• _EXERCISE INPUT_:
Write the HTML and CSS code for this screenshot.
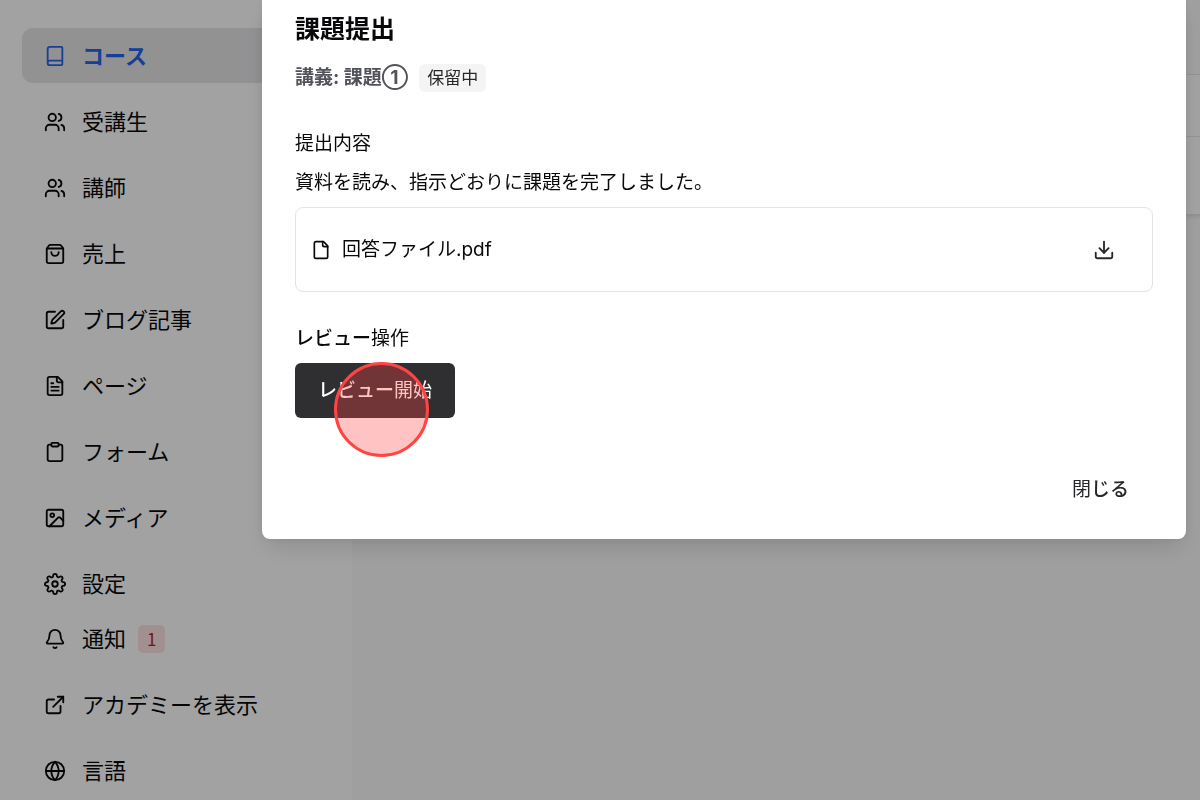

==

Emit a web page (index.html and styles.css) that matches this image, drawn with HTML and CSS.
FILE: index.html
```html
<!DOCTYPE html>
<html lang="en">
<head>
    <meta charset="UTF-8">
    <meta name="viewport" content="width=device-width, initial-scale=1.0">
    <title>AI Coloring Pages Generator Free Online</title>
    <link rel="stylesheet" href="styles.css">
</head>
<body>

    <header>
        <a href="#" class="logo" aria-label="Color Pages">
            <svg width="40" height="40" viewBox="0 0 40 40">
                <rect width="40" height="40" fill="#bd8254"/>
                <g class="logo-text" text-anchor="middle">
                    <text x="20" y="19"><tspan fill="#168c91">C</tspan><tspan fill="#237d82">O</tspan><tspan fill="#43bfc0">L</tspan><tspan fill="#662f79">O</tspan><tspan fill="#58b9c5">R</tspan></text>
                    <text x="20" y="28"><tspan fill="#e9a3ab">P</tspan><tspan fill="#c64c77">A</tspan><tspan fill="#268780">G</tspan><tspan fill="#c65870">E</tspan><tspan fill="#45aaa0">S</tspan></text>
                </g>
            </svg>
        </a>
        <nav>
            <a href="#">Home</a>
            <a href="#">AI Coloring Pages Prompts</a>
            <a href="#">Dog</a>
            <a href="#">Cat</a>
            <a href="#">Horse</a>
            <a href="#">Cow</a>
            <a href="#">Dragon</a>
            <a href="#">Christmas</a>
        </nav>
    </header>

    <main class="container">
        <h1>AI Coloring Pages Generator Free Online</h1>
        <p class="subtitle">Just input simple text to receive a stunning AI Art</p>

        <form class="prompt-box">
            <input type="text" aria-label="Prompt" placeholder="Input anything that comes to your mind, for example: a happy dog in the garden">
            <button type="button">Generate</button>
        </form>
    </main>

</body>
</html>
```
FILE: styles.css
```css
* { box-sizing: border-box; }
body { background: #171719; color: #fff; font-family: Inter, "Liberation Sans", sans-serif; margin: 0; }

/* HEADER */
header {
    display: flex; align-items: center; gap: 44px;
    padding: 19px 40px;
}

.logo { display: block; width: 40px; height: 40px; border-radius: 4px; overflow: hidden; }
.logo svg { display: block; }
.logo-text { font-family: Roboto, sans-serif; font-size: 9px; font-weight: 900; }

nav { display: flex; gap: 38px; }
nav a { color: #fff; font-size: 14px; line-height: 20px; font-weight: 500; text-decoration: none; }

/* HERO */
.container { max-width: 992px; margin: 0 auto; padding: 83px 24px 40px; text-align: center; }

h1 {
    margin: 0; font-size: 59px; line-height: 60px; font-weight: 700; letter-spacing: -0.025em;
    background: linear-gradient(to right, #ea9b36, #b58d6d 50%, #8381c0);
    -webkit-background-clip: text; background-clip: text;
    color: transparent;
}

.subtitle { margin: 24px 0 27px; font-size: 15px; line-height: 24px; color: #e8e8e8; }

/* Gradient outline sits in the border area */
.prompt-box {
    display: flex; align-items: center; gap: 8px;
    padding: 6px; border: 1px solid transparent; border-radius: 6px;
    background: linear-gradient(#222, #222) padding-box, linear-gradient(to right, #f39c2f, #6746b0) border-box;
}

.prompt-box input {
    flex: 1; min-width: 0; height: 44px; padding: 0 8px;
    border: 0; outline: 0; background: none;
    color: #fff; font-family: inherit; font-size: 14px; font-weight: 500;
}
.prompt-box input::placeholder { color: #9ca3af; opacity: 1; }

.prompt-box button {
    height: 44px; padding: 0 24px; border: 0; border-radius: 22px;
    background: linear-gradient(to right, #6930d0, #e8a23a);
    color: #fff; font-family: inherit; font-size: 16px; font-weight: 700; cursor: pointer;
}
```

==

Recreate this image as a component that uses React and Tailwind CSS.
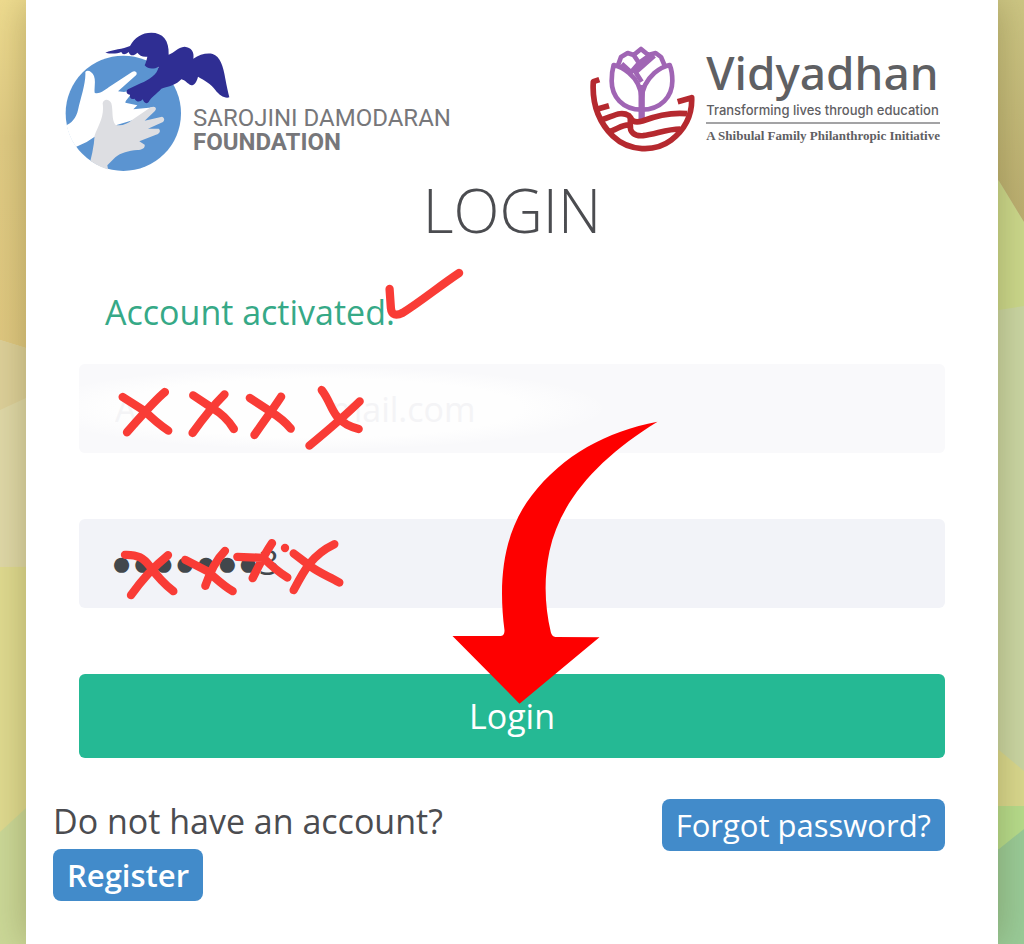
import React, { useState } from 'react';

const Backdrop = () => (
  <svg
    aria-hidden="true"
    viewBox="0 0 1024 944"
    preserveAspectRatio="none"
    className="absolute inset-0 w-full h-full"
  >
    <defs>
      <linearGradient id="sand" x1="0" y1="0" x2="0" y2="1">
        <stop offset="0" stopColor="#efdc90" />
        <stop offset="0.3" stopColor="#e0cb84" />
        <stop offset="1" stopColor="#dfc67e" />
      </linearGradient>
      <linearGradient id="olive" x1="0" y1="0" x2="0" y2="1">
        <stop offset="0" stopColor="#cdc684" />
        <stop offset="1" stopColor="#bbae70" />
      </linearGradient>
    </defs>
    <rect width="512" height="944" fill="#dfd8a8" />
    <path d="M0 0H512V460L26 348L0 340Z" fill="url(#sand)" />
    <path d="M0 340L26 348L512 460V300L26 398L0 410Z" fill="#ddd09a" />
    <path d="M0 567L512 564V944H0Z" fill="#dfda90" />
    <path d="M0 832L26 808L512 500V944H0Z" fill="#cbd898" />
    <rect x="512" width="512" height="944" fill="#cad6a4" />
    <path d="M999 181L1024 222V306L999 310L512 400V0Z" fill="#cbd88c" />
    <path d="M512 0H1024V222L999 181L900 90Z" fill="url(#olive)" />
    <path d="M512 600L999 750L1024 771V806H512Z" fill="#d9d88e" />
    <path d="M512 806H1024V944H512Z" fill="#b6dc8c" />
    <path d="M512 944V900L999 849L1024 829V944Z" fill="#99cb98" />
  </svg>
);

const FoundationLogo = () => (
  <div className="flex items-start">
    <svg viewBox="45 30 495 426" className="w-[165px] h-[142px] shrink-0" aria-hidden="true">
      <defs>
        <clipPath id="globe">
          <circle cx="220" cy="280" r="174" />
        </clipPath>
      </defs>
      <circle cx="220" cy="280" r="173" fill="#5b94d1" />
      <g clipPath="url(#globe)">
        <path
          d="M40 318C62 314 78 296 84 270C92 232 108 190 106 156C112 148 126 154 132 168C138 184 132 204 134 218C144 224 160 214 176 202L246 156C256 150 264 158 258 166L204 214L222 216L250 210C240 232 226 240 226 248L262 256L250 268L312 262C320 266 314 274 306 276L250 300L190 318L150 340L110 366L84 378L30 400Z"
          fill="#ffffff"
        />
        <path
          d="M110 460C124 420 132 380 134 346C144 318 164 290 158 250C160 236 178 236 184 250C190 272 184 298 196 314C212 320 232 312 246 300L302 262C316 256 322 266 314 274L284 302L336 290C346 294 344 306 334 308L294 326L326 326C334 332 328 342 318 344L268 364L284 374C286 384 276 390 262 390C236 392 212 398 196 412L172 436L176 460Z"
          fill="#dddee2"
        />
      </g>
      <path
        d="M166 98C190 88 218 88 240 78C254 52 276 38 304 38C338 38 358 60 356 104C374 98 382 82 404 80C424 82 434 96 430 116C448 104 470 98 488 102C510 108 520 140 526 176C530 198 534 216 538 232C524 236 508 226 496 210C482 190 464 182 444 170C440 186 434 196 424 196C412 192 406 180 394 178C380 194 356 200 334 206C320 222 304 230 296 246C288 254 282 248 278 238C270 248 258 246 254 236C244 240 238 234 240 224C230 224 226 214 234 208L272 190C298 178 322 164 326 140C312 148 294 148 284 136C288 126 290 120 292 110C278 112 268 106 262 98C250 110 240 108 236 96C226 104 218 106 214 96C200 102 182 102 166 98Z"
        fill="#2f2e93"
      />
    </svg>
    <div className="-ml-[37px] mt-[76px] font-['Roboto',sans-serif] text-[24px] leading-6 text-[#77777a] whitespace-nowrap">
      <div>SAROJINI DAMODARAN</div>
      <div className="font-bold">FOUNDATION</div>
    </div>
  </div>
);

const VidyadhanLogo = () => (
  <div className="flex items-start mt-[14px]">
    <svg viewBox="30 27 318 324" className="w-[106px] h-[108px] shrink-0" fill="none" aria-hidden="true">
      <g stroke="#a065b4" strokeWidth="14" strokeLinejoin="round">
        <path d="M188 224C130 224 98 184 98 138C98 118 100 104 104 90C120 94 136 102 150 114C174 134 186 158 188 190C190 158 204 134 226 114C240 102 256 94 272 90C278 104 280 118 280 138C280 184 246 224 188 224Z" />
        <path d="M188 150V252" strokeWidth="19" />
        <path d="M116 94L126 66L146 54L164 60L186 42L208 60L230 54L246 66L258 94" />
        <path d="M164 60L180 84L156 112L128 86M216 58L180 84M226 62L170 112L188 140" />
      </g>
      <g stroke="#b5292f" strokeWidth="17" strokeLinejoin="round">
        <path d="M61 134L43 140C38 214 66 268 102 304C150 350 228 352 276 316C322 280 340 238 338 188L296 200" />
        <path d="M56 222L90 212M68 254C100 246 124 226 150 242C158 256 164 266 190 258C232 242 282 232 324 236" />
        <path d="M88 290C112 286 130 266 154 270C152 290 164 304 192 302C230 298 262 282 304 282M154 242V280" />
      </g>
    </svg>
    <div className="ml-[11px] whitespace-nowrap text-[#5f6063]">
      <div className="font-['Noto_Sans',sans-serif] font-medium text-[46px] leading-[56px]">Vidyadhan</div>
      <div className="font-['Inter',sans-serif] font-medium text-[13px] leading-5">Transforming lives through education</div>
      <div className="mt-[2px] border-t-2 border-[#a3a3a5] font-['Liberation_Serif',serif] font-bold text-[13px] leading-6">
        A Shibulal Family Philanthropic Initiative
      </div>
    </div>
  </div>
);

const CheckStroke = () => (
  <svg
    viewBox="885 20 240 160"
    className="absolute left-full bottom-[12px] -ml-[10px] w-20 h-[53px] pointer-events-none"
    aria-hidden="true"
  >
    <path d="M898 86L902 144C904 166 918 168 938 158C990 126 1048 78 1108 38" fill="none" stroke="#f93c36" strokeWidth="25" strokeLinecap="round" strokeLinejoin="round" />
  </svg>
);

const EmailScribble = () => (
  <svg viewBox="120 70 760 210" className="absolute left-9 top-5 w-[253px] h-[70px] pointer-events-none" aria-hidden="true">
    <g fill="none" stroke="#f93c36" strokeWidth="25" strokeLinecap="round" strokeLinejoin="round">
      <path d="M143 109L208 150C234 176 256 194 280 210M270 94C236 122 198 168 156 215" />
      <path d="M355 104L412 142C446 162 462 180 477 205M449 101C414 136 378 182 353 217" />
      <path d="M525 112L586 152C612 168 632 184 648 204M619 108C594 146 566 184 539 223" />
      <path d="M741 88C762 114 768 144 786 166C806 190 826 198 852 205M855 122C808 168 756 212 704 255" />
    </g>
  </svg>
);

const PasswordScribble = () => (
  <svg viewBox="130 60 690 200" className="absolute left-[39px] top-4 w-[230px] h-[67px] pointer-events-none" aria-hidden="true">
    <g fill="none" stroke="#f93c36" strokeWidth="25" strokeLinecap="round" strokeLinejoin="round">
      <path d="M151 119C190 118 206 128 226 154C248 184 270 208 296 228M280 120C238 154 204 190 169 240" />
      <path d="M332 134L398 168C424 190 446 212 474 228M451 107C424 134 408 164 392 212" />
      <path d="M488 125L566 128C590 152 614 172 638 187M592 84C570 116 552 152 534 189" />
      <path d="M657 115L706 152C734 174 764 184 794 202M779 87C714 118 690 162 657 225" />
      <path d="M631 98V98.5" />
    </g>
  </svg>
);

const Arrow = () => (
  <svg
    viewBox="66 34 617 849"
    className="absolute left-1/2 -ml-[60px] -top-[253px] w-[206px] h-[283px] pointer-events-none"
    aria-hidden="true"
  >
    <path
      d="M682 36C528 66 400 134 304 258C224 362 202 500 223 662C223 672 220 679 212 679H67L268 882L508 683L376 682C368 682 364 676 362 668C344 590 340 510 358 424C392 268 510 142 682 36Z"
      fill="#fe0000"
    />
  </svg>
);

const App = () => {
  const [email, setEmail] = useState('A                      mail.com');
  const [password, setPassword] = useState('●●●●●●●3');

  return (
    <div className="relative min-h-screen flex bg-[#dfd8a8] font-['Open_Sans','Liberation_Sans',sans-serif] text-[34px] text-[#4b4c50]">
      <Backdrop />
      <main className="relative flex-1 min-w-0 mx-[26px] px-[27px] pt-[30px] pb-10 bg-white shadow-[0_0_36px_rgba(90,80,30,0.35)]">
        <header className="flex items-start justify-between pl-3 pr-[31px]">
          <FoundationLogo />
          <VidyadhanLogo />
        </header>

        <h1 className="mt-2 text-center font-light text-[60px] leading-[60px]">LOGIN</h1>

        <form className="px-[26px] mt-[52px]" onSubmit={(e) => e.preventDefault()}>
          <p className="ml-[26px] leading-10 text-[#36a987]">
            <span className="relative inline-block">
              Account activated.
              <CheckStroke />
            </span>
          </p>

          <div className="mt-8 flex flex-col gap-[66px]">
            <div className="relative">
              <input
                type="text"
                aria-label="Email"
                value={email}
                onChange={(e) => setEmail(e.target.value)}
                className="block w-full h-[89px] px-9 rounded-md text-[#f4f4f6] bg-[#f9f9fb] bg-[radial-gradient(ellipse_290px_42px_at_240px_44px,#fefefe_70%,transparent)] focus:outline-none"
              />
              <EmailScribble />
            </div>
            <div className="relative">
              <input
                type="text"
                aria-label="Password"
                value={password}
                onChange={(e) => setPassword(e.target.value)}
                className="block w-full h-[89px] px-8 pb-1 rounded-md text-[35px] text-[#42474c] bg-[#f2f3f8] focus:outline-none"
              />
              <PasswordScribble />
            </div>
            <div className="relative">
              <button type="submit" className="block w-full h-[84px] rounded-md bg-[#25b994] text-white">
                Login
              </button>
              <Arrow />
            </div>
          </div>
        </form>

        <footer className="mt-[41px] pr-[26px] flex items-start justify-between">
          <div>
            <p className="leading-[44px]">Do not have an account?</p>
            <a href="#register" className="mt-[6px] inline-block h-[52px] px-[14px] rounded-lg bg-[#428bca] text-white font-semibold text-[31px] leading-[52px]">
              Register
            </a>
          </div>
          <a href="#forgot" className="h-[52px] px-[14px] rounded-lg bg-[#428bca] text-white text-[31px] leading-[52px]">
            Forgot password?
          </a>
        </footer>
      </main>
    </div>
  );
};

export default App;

• _WHAT IS EXPECTED_: State how many lines in the records above contain the word "styles", giving only the number.

• _RESULT OF THIS EXERCISE_: 3